Another tendency emerging from the study, especially for Germany, is that of prioritizing the battles. In other words, a person who challenges the established order of secular intolerance on one issue will be unlikely to show the same determination on other important issues. And the “chilling effect” mentioned in the report is, according to its authors, necessarily amplified by the so-called cancel culture that has been spreading all across the West in the academic, artistic, political and media worlds. 

“With the shift of the ‘right’ for people not to be offended, the risk for people in the media and politics to speak up is just too high,” Böllmann continued. 

“In Germany there are groups that are being excluded from campuses not because of what they say but just because they may have given a talk to some church that may be identified as conservative. In the same way, if an intellectual or an artist performs in a city, the mayor can be accused of supporting him. You have to be very careful who you’re seen with.”

While noting that unlike France, there is no laicité (a formal policy of separation of religious influence from government policy) in Germany, Böllmann said that being a very practicing and believing Christian is no longer accepted within society. 

“People are not discriminated [against] for belonging to a Church, it is seen as a simple cultural element but as soon as it is about real faith, if you argue as a believing person, it is identified as right-wing extremism,” she said. 

In France, which embodies the most pronounced form of post-modern secularism, a generational gap seems to have developed and continues to grow.
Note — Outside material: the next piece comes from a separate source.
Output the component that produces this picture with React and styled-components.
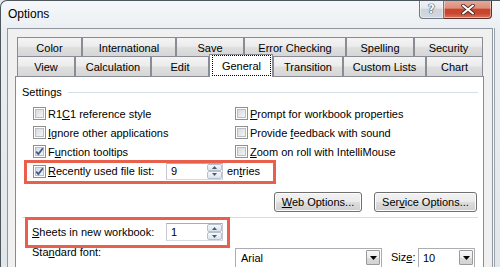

According to the various interviewees, in the face of a Catholic Church hierarchy and an older generation particularly prone to self-censorship in order not to displease the dominant anticlerical mentality, a new generation of unabashed and more daring faithful is emerging in concert with a renewal of conservative thought in the country.

In Mexico and Argentina, one of the most noticeable aspects of the research is that practicing Catholics are more prone to self-censor than Christians from other denominations, especially Evangelical Christians, who tend to have a better biblical training. In general, a high level of religious education appears to play an important role in the ability to resist the “chilling effect” in these Latin American countries. Those with a solid grounding tend to speak more openly about topics related to life, marriage and family from a Christian perspective.

 

Raising Awareness 

Education on the one hand, and awareness of self-censorship on the other, are the two main keys to overcoming the chilling effect of secular intolerance, according to the conclusions of the report’s authors. In fact, for almost all respondents in all countries, the mere realization — via their own answers to the researchers’ questions — that self-censorship is occurring among Christians, especially in countries with advanced secularization, was enough to trigger in them the desire to reflect on its true impact on their lives and on the ways to combat it.
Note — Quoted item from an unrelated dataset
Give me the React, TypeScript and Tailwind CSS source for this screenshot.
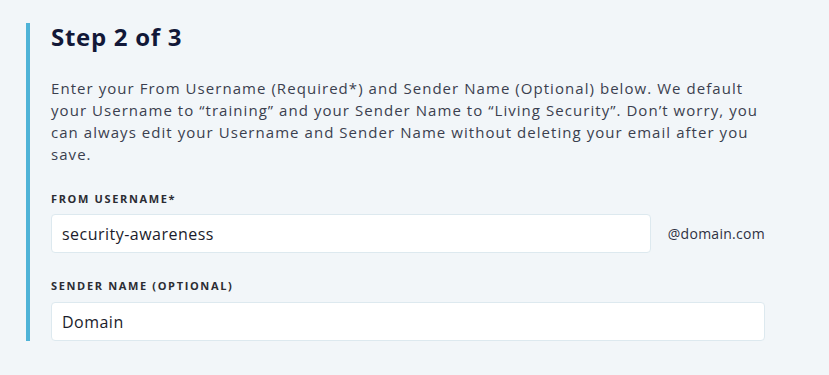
export default function App() {
  return (
    <div className="min-h-[375px] w-full bg-[#f2f6f9] pl-[26px] pt-[23px] font-['Open_Sans',sans-serif]">
      <section className="border-l-4 border-[#4fb3d7] pl-[21px] w-[739px]">
        <h2 className="text-[24px] leading-[28px] font-bold tracking-[0.03em] text-[#121838]">Step 2 of 3</h2>

        <p className="mt-[26px] text-[15px] leading-[22px] tracking-[0.07em] text-[#3b3f4f]">
          Enter your From Username (Required*) and Sender Name (Optional) below. We default
          your Username to “training” and your Sender Name to “Living Security”. Don’t worry, you
          can always edit your Username and Sender Name without deleting your email after you
          save.
        </p>

        {/* username + fixed domain */}
        <label className="block mt-[26px] text-[11px] leading-[16px] font-bold tracking-[0.15em] text-[#2b2c33]">
          FROM USERNAME*
        </label>
        <div className="mt-[7px] flex items-center gap-[17px]">
          <input
            defaultValue="security-awareness"
            className="h-[39px] flex-1 rounded-[4px] border border-[#dde9ef] bg-white px-[10px] text-[16px] tracking-[0.03em] text-[#1b1c2b] outline-none"
          />
          <span className="text-[14px] tracking-[0.02em] text-[#2f3142]">@domain.com</span>
        </div>

        <label className="block mt-[25px] text-[11px] leading-[16px] font-bold tracking-[0.15em] text-[#2b2c33]">
          SENDER NAME (OPTIONAL)
        </label>
        <input
          defaultValue="Domain"
          className="mt-[8px] block h-[39px] w-full rounded-[4px] border border-[#dde9ef] bg-white px-[10px] text-[16px] tracking-[0.03em] text-[#1b1c2b] outline-none"
        />
      </section>
    </div>
  );
}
Dennis Petri, one of the leading authors of the report, said during the June 9 press conference that a Mexican bishop reached out to the team after answering their questionnaire, to thank them for prompting the interviewees to reflect about this serious issue. This in turn led the researchers to the conclusion that among the many things that can be done to address this, raising awareness among Church communities would be the most pressing and efficient step to take.

“We’ve heard more and more cases of self-censorship over the past years, it’s getting too much to be unnoticed, so we needed to document this and show the bigger picture,” Enzlberger told the Register, warning that the consequences of such progressive disappearance of Christian voices in the public discourse is having a very damaging impact on societies as a whole. “Many seemingly minor self-censorship phenomena lead to the silence of many, and if such a situation consolidates, we can no longer say we are living in liberal democracies anymore.”